┌────────

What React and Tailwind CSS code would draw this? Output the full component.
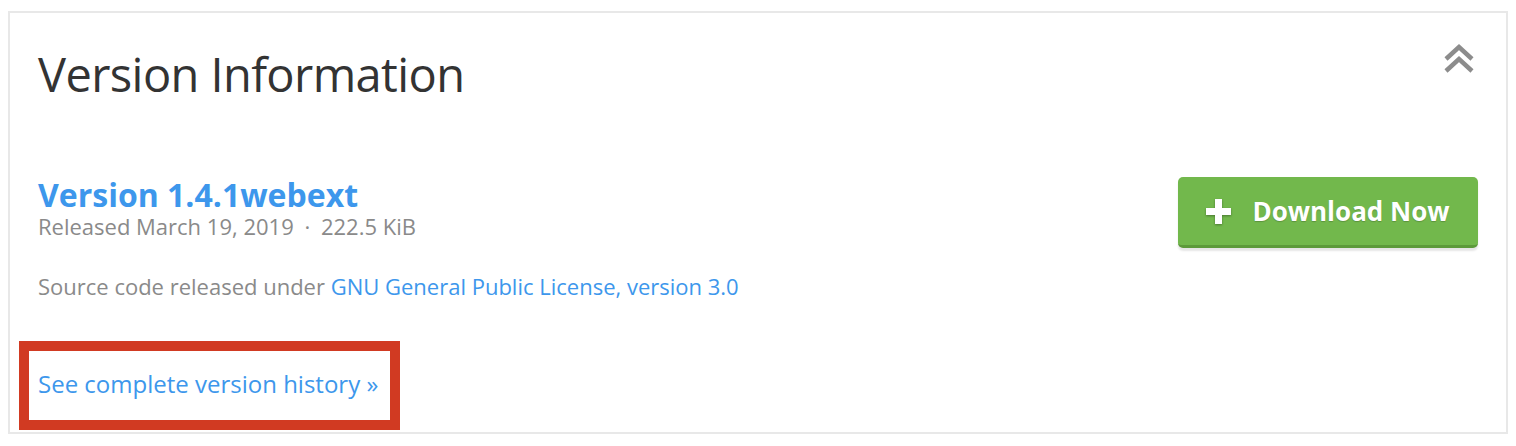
export default function App() {
  return (
    <div className="min-h-[446px] bg-white pt-[11px] px-[8px] font-['Open_Sans',_'Liberation_Sans',_sans-serif]">
      <div className="border-2 border-[#e8e8e8] pt-[29px] px-[28px] pb-[2px]">
        {/* Header */}
        <div className="flex items-start justify-between">
          <h1 className="text-[47px] leading-[65px] tracking-[-0.6px] text-[#333333] font-normal">Version Information</h1>
          <svg width="32" height="32" viewBox="0 0 32 32" className="-mt-[1px] mr-[3px]" fill="none" stroke="#8c8c8c" strokeWidth="4.5">
            <path d="M3 18 L16 6 L29 18" />
            <path d="M3 30 L16 18 L29 30" />
          </svg>
        </div>

        {/* Version */}
        <div className="mt-[70px] flex items-start justify-between">
          <div className="pt-[1px]">
            <h2 className="text-[32px] leading-[34px] font-bold text-[#3d97ec]">Version 1.4.1webext</h2>
            <p className="text-[22px] leading-[28px] text-[#8a8a8a]">
              Released March 19, 2019 <span className="mx-[5px]">·</span> 222.5 KiB
            </p>
            <p className="mt-[32px] text-[22px] leading-[28px] text-[#8a8a8a]">
              Source code released under{" "}
              <a href="#" className="text-[#3d97ec]">GNU General Public License, version 3.0</a>
            </p>
          </div>
          <button className="w-[300px] h-[71px] rounded-[5px] bg-[#72b84c] border-b-[3px] border-[#5c9a3a] shadow-[0_3px_2px_rgba(0,0,0,0.1)] flex items-center justify-center gap-[21px]">
            <svg width="25" height="25" viewBox="0 0 25 25" className="drop-shadow-[0_1px_1px_rgba(0,0,0,0.35)]">
              <rect x="9" y="0" width="7" height="25" fill="white" />
              <rect x="0" y="9" width="25" height="7" fill="white" />
            </svg>
            <span className="text-[26px] leading-[34px] font-bold text-white [text-shadow:0_1px_1px_rgba(0,0,0,0.2)]">Download Now</span>
          </button>
        </div>

        {/* History link */}
        <div className="mt-[41px] -ml-[19px] w-[381px] h-[89px] border-[10px] border-[#d13a22] pt-[17px] pl-[9px]">
          <a href="#" className="text-[24px] leading-[32px] text-[#3d97ec]">See complete version history »</a>
        </div>
      </div>
    </div>
  );
}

└────────

EXERCISE AIM: Locate and copy each line in the data above that includes the word "code".

COMPLETED TASK:
What React and Tailwind CSS code would draw this? Output the full component.
              Source code released under{" "}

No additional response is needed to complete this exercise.